As the soundtrack plays, you’ll hear three countdowns.  Once the gong sounds for the first two, everyone must make their way back to the starting tile.  At the sound of the slamming door, anyone who didn’t make it back loses one die for the rest of the game.  The third countdown warns you of the end of the game.  If any adventurer does not make it out before the temple collapses, the whole team loses. If everyone made it out, they all win.

This game sounds like a lot of fun.  I was initially shocked by the 10 minute time, but it goes well with the concept.  And there’s nothing to keep you from playing several in a row.  I’m reminded of Space Alert, where the game itself really only takes 10 minutes.  However, the experience is much more than the play time.  Escape looks like a fun romp, with some real tension added by the real-time element.  You have a specific goal – get out.  To accomplish that, you need to try to get gems out of the depot.  You also can’t stick too close together – I’m sure you need to spread out a bit or you won’t get rid of gems well enough.  So, this looks like a very fun game in a small time frame.

This game was successfully Kickstarted back in April.  I have a friend who got in on the campaign, and has been complaining that he hasn’t gotten his product yet for a while – I should check to see if he has it now.  But the larger point I want to address is Queen’s abuse of Kickstarter.  Queen Games has been around since 1992, and they’ve published some of the greats in the industry – Wallenstein/Shogun, Alhambra, Thebes, Chicago Express, Fresco, Kingdom Builder, and so on.  And yet, they’re using Kickstarter.  Why?  Ideally, Kickstarter should be a site for people and companies who couldn’t get their funding otherwise.  Queen has been using it as a preorder system, and it ticks me off.  It just doesn’t seem right.  They are established.  They don’t need Kickstarter.  And yet, they’re using it, and doing well for themselves.  My guess is that’s based on their reputation, but I worry that it’s taking the spotlight away from other games that need it.

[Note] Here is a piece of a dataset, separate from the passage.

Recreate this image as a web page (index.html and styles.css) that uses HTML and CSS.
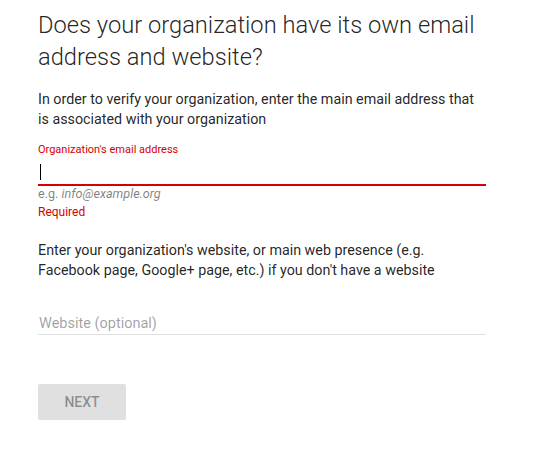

Grumbling aside, Escape looks like a fun game.  Thanks for reading.



  1. I don’t begrudge Queen for using Kickstarter for this game since it is quite a bit outside of the norm. It’s a light-weight dice game, real-time and the MSRP is $60. Do you think that is a sure thing? I would be hesitant to put that on the market.

    • Well, considering that it made 6 times its funding goal and topped the Essen GeekBuzz, I’d say there’s definitely a market for it. But, you make a good point – it is kind of off the beaten path. My point is more that Queen is big enough and established enough to create a market for the game without Kickstarter.